Santa Clara Pueblo Chief Judge Frank Demolli said that the Santa Clara Pueblo “does not participate in legalizing marijuana use, possession or sales at this time because Santa Clara Pueblo does not want to step into the legal quicksand right now.”
Demolli requested that the Committee pass legislation to end the “discriminatory practices of the U.S. regarding the possession, use and sales of marijuana within Indian Country.”
“All of these promises about not prosecuting, any judge or attorney knows that they don’t hold water. It’s very nice, but they can’t be used as a defense,” Demolli said, adding that “unwritten policy” not to prosecute possession isn’t enough.
“They do prosecute the citizens of Indian Country for the same thing. And so we would like the committee to consider passing some type of legislation that would end this discriminatory prosecution,” Demolli said.
Michael Blacksmith, the general manager for a dispensary owned by the Jamestown S’Klallam Tribe, said that, from a retail perspective, the SAFE Banking Act should be the primary topic of conversation.

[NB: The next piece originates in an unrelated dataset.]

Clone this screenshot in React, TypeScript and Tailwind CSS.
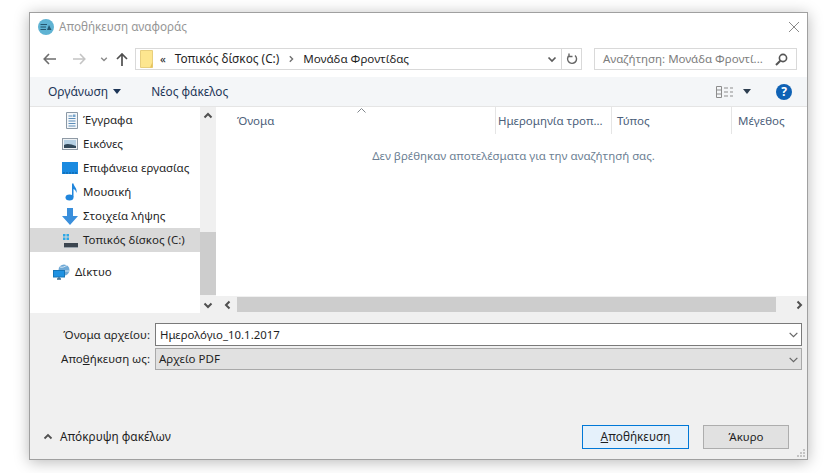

“Removing the cash burden from this business would probably be the biggest thing that the federal government could do to protect us right now,” Blacksmith said, adding that he, too, would like to see states removed from the regulation of tribal business.
Mary Jane Oatman, the founder of the Indigenous Cannabis Coalition, said that she doesn’t currently participate in the cannabis industry because she’s located in Idaho, a state with a historically “hostile” approach to cannabis.
“We need to do everything that we can to keep states at arm’s length with cannabis, commerce and economies, because tribes know how to do things for the public health and safety of our communities,” Oatman said. “And if this is truly about public health and safety and not about taxation, then we will allow tribes to lead with self-determination and make sure that the states do not have access to any types of revenue sharing.”
Written comments will be accepted until July 8.